Brooklyn Law Review


The organic food market in the United States has grown from a niche subset into an integral component of American food consumption. The current laws regulating the organic industry, including the recently adopted Strengthening Organic Enforcement (SOE) final rule, do not align with the average consumer’s understanding as they navigate the many options in grocery stores. This note analyzes the history and evolution of the organic food market in the United States, the process by which food producers become organic certified, and the pitfalls of the current system, which relies on definitions crafted by politicians, not scientists, and allows many producers to slip through the regulatory cracks while still profiting from labels that confuse consumers into thinking the product is organic. This note is also one of the first to unpack the shortcomings of the new SOE rule, and proposes solutions that put American consumers first. Although there are various benefits to the organic food market, including health, environmental, and ethical benefits, this note also points out the fallacies, concerns, and discrepancies within the organic sector.
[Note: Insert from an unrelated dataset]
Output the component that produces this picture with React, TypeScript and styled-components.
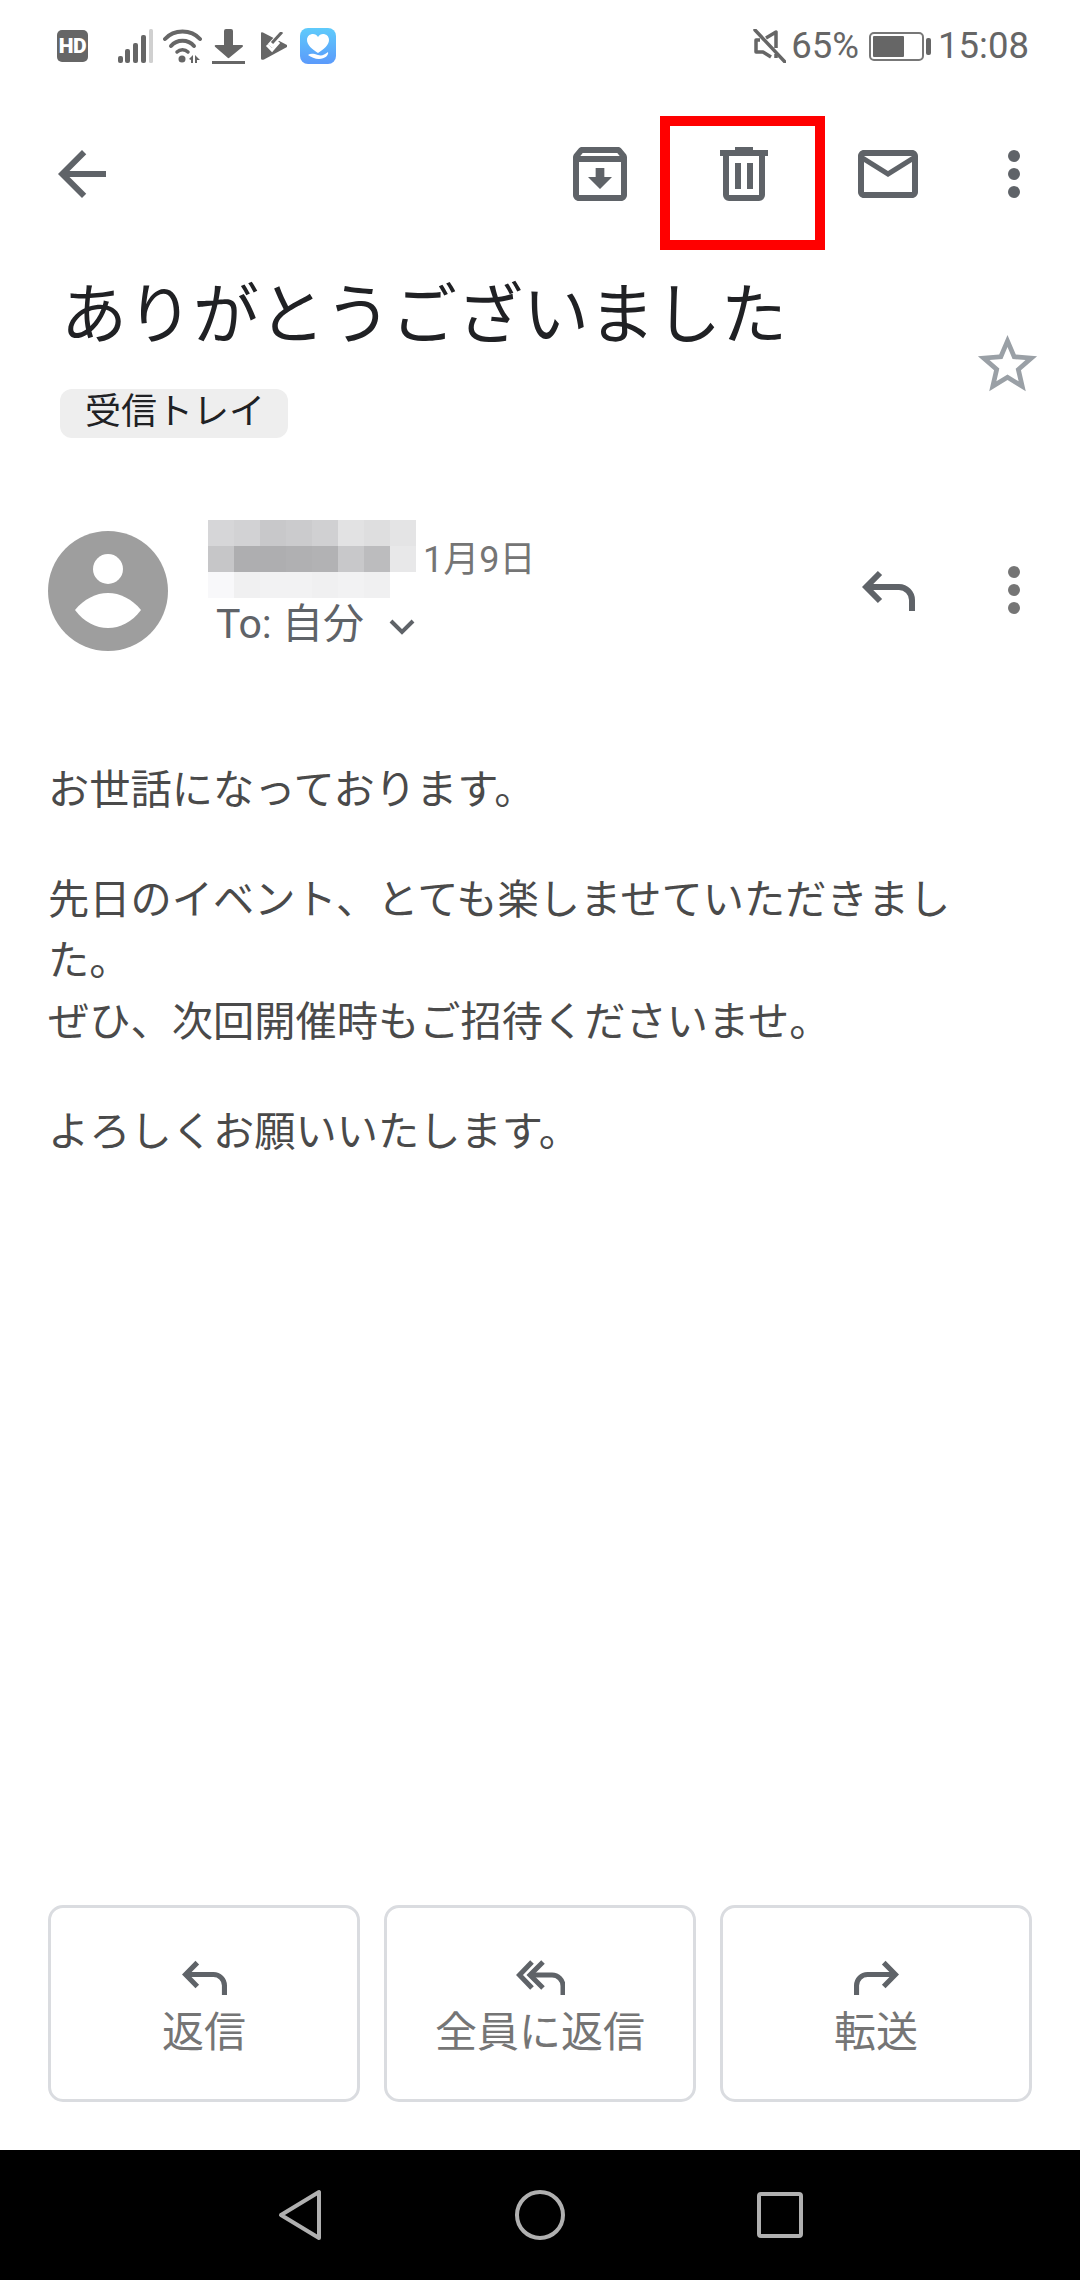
import React from "react";
import styled, { createGlobalStyle } from "styled-components";

const Global = createGlobalStyle`
  html, body { margin: 0; padding: 0; background: #fff; }
  body { font-family: Roboto, "Noto Sans CJK JP", sans-serif; }
`;

const Page = styled.div`
  width: 1080px;
  height: 2280px;
  display: flex;
  flex-direction: column;
  background: #fff;
  overflow: hidden;
`;

const StatusBar = styled.div`
  height: 92px;
  flex: none;
  display: flex;
  align-items: center;
  justify-content: space-between;
  padding: 0 51px 0 57px;
  color: #666;
`;

const StatusGroup = styled.div`
  display: flex;
  align-items: center;
`;

const HdBadge = styled.div`
  width: 31px;
  height: 32px;
  margin-right: 30px;
  border-radius: 5px;
  background: #666;
  color: #fff;
  font-size: 21px;
  font-weight: 900;
  line-height: 32px;
  text-align: center;
  letter-spacing: -0.5px;
`;

const StatusIcon = styled.svg<{ $gap?: number }>`
  display: block;
  flex: none;
  margin-right: ${(p) => p.$gap ?? 0}px;
`;

const StatusText = styled.span`
  font-size: 36.5px;
  line-height: 40px;
  color: #666;
  font-weight: 400;
`;

const Battery = styled.div`
  position: relative;
  box-sizing: border-box;
  width: 55px;
  height: 29px;
  margin: 0 14px 0 10px;
  padding: 2px;
  border: 2px solid #777;
  border-radius: 5px;
  &::after {
    content: "";
    position: absolute;
    left: 55px;
    top: 4px;
    width: 5px;
    height: 17px;
    border-radius: 2px;
    background: #666;
  }
`;

const BatteryFill = styled.div`
  height: 100%;
  background: #666;
  border-radius: 1px;
`;

const Toolbar = styled.div`
  height: 164px;
  flex: none;
  display: flex;
  align-items: center;
  padding: 0 12px 0 10px;
`;

const Spacer = styled.div`
  flex: 1;
`;

const IconButton = styled.div<{ $w?: number }>`
  position: relative;
  width: ${(p) => p.$w ?? 144}px;
  height: 72px;
  flex: none;
  display: flex;
  align-items: center;
  justify-content: center;
  color: #5f6368;
`;

const BackButton = styled(IconButton)`
  width: 72px;
  margin-left: 36px;
`;

const RedFrame = styled.div`
  position: absolute;
  left: -12px;
  top: -22px;
  width: 165px;
  height: 134px;
  box-sizing: border-box;
  border: 10px solid #ff0000;
`;

const Subject = styled.div`
  display: flex;
  align-items: center;
  justify-content: space-between;
  padding: 22px 37px 0 60px;
`;

const SubjectText = styled.div`
  display: flex;
  flex-direction: column;
  align-items: flex-start;
`;

const Title = styled.h1`
  margin: 0 0 0 1px;
  font-size: 66px;
  line-height: 76px;
  font-weight: 400;
  color: #202124;
  white-space: nowrap;
`;

const Chip = styled.span`
  margin-top: 35px;
  height: 49px;
  padding: 0 23px 0 25px;
  border-radius: 12px;
  background: #eeeeee;
  color: #202124;
  font-size: 36px;
  line-height: 47px;
`;

const StarIcon = styled.svg`
  display: block;
  margin-top: 13px;
  color: #9aa0a6;
`;

const SenderRow = styled.div`
  display: flex;
  align-items: flex-start;
  margin-top: 82px;
  padding: 0 12px 0 48px;
`;

const Avatar = styled.svg`
  display: block;
  flex: none;
  margin-top: 11px;
`;

const SenderInfo = styled.div`
  margin-left: 40px;
  display: flex;
  flex-direction: column;
`;

const NameLine = styled.div`
  display: flex;
  align-items: flex-end;
`;

const BlurredName = styled.svg`
  display: block;
  flex: none;
`;

const DateText = styled.span`
  margin: 0 0 17px 7px;
  font-size: 36px;
  line-height: 42px;
  color: #757575;
`;

const ToLine = styled.div`
  display: flex;
  align-items: center;
  margin: 2px 0 0 8px;
  font-size: 41px;
  line-height: 48px;
  color: #5f6368;
`;

const Chevron = styled.svg`
  display: block;
  margin: 6px 0 0 25px;
`;

const SenderActions = styled.div`
  display: flex;
  margin-left: auto;
  align-self: center;
  margin-top: 9px;
`;

const Body = styled.div`
  margin-top: 109px;
  padding-left: 48px;
  max-width: 930px;
  color: #4a4a4a;
  font-size: 41.25px;
  line-height: 61px;
`;

const Paragraph = styled.p`
  margin: 0 0 49px;
`;

const ActionBar = styled.div`
  margin-top: auto;
  display: flex;
  gap: 24px;
  padding: 0 48px 48px;
`;

const ActionButton = styled.div`
  flex: 1;
  box-sizing: border-box;
  height: 197px;
  padding-top: 52px;
  display: flex;
  flex-direction: column;
  align-items: center;
  border: 3px solid #dadce0;
  border-radius: 15px;
  color: #5f6368;
`;

const ActionLabel = styled.span`
  margin-top: 14px;
  font-size: 42px;
  line-height: 48px;
  color: #757575;
`;

const Glyph = styled.svg<{ $flip?: boolean }>`
  display: block;
  transform: ${(p) => (p.$flip ? "scaleX(-1)" : "none")};
`;

const NavBar = styled.div`
  height: 130px;
  flex: none;
  display: flex;
  align-items: center;
  justify-content: center;
  background: #000;
`;

const NavButton = styled.div`
  width: 240px;
  display: flex;
  justify-content: center;
`;

const NavIcon = styled.svg`
  display: block;
  fill: none;
  stroke: #b0b0b0;
  stroke-width: 4;
  stroke-linejoin: round;
`;

const ReplyGlyph = ({ w, h, flip, sw = 6 }: { w: number; h: number; flip?: boolean; sw?: number }) => (
  <Glyph $flip={flip} width={w} height={h} viewBox="0 0 53 41" fill="none" stroke="currentColor" strokeWidth={sw}>
    <path d="M18 3 4.2 17 18 31" />
    <path d="M5 17H37a13 13 0 0 1 13 13V41" />
  </Glyph>
);

const ReplyAllGlyph = () => (
  <Glyph width={49} height={35} viewBox="0 0 49 35" fill="none" stroke="currentColor" strokeWidth={5}>
    <path d="M16 2 3.5 15 16 28" />
    <path d="M27 2 14 15 27 28" />
    <path d="M14 15H36a11 11 0 0 1 11 11V35" />
  </Glyph>
);

const Dots = ({ color }: { color: string }) => (
  <svg width="12" height="48" viewBox="0 0 12 48" fill={color} style={{ display: "block" }}>
    <circle cx="6" cy="6" r="6" />
    <circle cx="6" cy="24" r="6" />
    <circle cx="6" cy="42" r="6" />
  </svg>
);

const blur: string[][] = [
  ["#d6d6d8", "#d2d2d4", "#c8c8ca", "#cbcbcd", "#d0d0d2", "#e2e2e3", "#dededf", "#e4e4e5"],
  ["#c6c6c8", "#aeaeb0", "#aeaeb0", "#b0b0b2", "#b2b2b4", "#c8c8ca", "#bcbcbe", "#e8e8e9"],
  ["#f8f8fa", "#f0f0f1", "#f2f2f3", "#f2f2f3", "#f0f0f1", "#f2f2f3", "#f0f0f1", "#ffffff"],
];

export default function App() {
  return (
    <Page>
      <Global />
      <StatusBar>
        <StatusGroup>
          <HdBadge>HD</HdBadge>
          <StatusIcon $gap={10} width="35" height="34" viewBox="0 0 35 34" fill="#666">
            <rect x="0" y="27" width="5" height="7" rx="2" />
            <rect x="7" y="20" width="5" height="14" rx="2" />
            <rect x="15" y="14" width="5" height="20" rx="2" />
            <rect x="23" y="6" width="5" height="28" rx="2" />
            <rect x="31" y="0" width="4" height="34" rx="1.5" fill="#d0d0d0" />
          </StatusIcon>
          <StatusIcon $gap={10} width="39" height="34" viewBox="0 0 39 34">
            <path d="M2 10C11 0 28 0 37 10" fill="none" stroke="#666" strokeWidth="4" strokeLinecap="round" />
            <path d="M8 17C14 10 25 10 31 17" fill="none" stroke="#666" strokeWidth="4" strokeLinecap="round" />
            <path d="M14 23C17 20 22 20 25 23" fill="none" stroke="#666" strokeWidth="3.5" strokeLinecap="round" />
            <circle cx="19" cy="30" r="3.5" fill="#666" />
            <path d="M26 30l4-4v8h-2v-3zM32 26l5 5h-3v3h-2z" fill="#666" />
          </StatusIcon>
          <StatusIcon $gap={16} width="33" height="35" viewBox="0 0 33 35" fill="#666">
            <path d="M12 2a2 2 0 0 1 2-2h5a2 2 0 0 1 2 2V16h9a1 1 0 0 1 .7 1.7L17 29a1 1 0 0 1-1 0L3 17.7A1 1 0 0 1 3.700 16H12z" />
            <rect x="0" y="32" width="33" height="3" />
          </StatusIcon>
          <StatusIcon $gap={13} width="26" height="28" viewBox="0 0 26 28">
            <path d="M0 1q0-1 2-.5L26 13v2L3 27.500q-3 1-3-1z" fill="#666" />
            <path d="M9 14 21 1" fill="none" stroke="#fff" strokeWidth="6" />
            <path d="M11 11 21 0" fill="none" stroke="#666" strokeWidth="3" />
            <path d="M6 13l5 5 7-8" fill="none" stroke="#fff" strokeWidth="3" />
          </StatusIcon>
          <StatusIcon width="36" height="36" viewBox="0 0 36 36">
            <defs>
              <linearGradient id="appGrad" x1="0" y1="0" x2="0" y2="1">
                <stop offset="0" stopColor="#5fcbfb" />
                <stop offset="1" stopColor="#5b9afb" />
              </linearGradient>
            </defs>
            <rect width="36" height="36" rx="8" fill="url(#appGrad)" />
            <path d="M18 25C12 21 7 17 7 12c0-4 3-6 6-6 2 0 4 1 5 3 1-2 3-3 5-3 3 0 6 2 6 6 0 5-5 9-11 13z" fill="#fff" />
            <path d="M8 27c3-2 6-1 10 0s6 0 10-3c1 3-3 7-9 7-4 0-8-2-11-4z" fill="#fff" />
          </StatusIcon>
        </StatusGroup>
        <StatusGroup>
          <StatusIcon $gap={5} width="33" height="34" viewBox="0 0 33 34" fill="none" stroke="#666" strokeWidth="3.5">
            <path d="M2 1 32 33" strokeLinecap="round" />
            <path d="M7 11H3v12h7l8 5M13 9l10-6v16M23 25v4" strokeLinejoin="round" />
          </StatusIcon>
          <StatusText>65%</StatusText>
          <Battery>
            <BatteryFill style={{ width: "65%" }} />
          </Battery>
          <StatusText>15:08</StatusText>
        </StatusGroup>
      </StatusBar>

      <Toolbar>
        <BackButton>
          <svg width="72" height="72" viewBox="0 0 24 24" fill="currentColor">
            <path d="M20 11H7.830l5.590-5.590L12 4l-8 8 8 8 1.410-1.410L7.830 13H20v-2z" />
          </svg>
        </BackButton>
        <Spacer />
        <IconButton>
          <svg width="72" height="72" viewBox="0 0 24 24" fill="currentColor">
            <path d="M20.540 5.230l-1.390-1.680C18.880 3.210 18.470 3 18 3H6c-.47 0-.88.21-1.160.55L3.460 5.230C3.170 5.570 3 6.020 3 6.500V19c0 1.100.9 2 2 2h14c1.100 0 2-.9 2-2V6.500c0-.48-.17-.93-.46-1.270zM6.240 5h11.520l.81.97H5.440l.8-.97zM5 19V8h14v11H5zm8.450-9h-2.900v3H8l4 4 4-4h-2.550z" />
          </svg>
        </IconButton>
        <IconButton>
          <svg width="48" height="54" viewBox="0 0 48 54" fill="currentColor">
            <rect x="15" y="0" width="18" height="4" />
            <rect x="0" y="3" width="48" height="6" />
            <path d="M3 9h42v39a6 6 0 0 1-6 6H9a6 6 0 0 1-6-6zM9 9v39h30V9z" fillRule="evenodd" />
            <rect x="15" y="16" width="6" height="26" />
            <rect x="27" y="16" width="6" height="26" />
          </svg>
          <RedFrame />
        </IconButton>
        <IconButton>
          <svg width="72" height="72" viewBox="0 0 24 24" fill="currentColor">
            <path d="M22 6c0-1.100-.9-2-2-2H4c-1.100 0-2 .9-2 2v12c0 1.100.9 2 2 2h16c1.100 0 2-.9 2-2V6zm-2 0l-8 5-8-5h16zm0 12H4V8l8 5 8-5v10z" />
          </svg>
        </IconButton>
        <IconButton $w={108}>
          <Dots color="#5f6368" />
        </IconButton>
      </Toolbar>

      <Subject>
        <SubjectText>
          <Title>ありがとうございました</Title>
          <Chip>受信トレイ</Chip>
        </SubjectText>
        <StarIcon width="71" height="71" viewBox="0 0 24 24" fill="currentColor">
          <path d="M22 9.240l-7.190-.62L12 2 9.190 8.630 2 9.240l5.460 4.730L5.820 21 12 17.270 18.180 21l-1.630-7.030L22 9.240zM12 15.400l-3.760 2.270 1-4.280-3.320-2.880 4.380-.38L12 6.100l1.710 4.040 4.380.38-3.320 2.880 1 4.280L12 15.400z" />
        </StarIcon>
      </Subject>

      <SenderRow>
        <Avatar width="120" height="120" viewBox="0 0 120 120">
          <circle cx="60" cy="60" r="60" fill="#9e9e9e" />
          <ellipse cx="60" cy="38" rx="15" ry="15" fill="#fff" />
          <path d="M27 79C36 68 48 62 60 62s24 6 33 17C84 91 72 97 60 97S36 91 27 79z" fill="#fff" />
        </Avatar>
        <SenderInfo>
          <NameLine>
            <BlurredName width="208" height="78" viewBox="0 0 208 78">
              {blur.map((row, r) =>
                row.map((c, i) => <rect key={`${r}-${i}`} x={i * 26} y={r * 26} width="26" height="26" fill={c} />)
              )}
            </BlurredName>
            <DateText>1月9日</DateText>
          </NameLine>
          <ToLine>
            To: 自分
            <Chevron width="26" height="16" viewBox="0 0 26 16" fill="none" stroke="#5f6368" strokeWidth="4">
              <path d="M2 2 13 13 24 2" />
            </Chevron>
          </ToLine>
        </SenderInfo>
        <SenderActions>
          <IconButton>
            <ReplyGlyph w={53} h={41} />
          </IconButton>
          <IconButton $w={108}>
            <Dots color="#757575" />
          </IconButton>
        </SenderActions>
      </SenderRow>

      <Body>
        <Paragraph>お世話になっております。</Paragraph>
        <Paragraph>
          先日のイベント、とても楽しませていただきました。
          <br />
          ぜひ、次回開催時もご招待くださいませ。
        </Paragraph>
        <Paragraph>よろしくお願いいたします。</Paragraph>
      </Body>

      <ActionBar>
        <ActionButton>
          <ReplyGlyph w={45} h={35} sw={6} />
          <ActionLabel>返信</ActionLabel>
        </ActionButton>
        <ActionButton>
          <ReplyAllGlyph />
          <ActionLabel>全員に返信</ActionLabel>
        </ActionButton>
        <ActionButton>
          <ReplyGlyph w={45} h={35} sw={6} flip />
          <ActionLabel>転送</ActionLabel>
        </ActionButton>
      </ActionBar>

      <NavBar>
        <NavButton>
          <NavIcon width="54" height="54" viewBox="0 0 54 54">
            <path d="M8 27 46 4V50z" />
          </NavIcon>
        </NavButton>
        <NavButton>
          <NavIcon width="54" height="54" viewBox="0 0 54 54">
            <circle cx="27" cy="27" r="23" />
          </NavIcon>
        </NavButton>
        <NavButton>
          <NavIcon width="54" height="54" viewBox="0 0 54 54">
            <rect x="6" y="6" width="42" height="42" rx="2" />
          </NavIcon>
        </NavButton>
      </NavBar>
    </Page>
  );
}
While Americans wait for necessary reforms, the US Department of Agriculture, which largely controls the organic food market, should collaborate with institutional leaders and organic advocacy groups to educate consumers about organic farming methods and quality. This note also provides health-conscious shoppers with ways to save money by shopping organic selectively, rather than entirely. Americans should be able to trust the organic food system and have confidence in the government to uphold the integrity of the organic seal, and it is up to the government to make these necessary changes.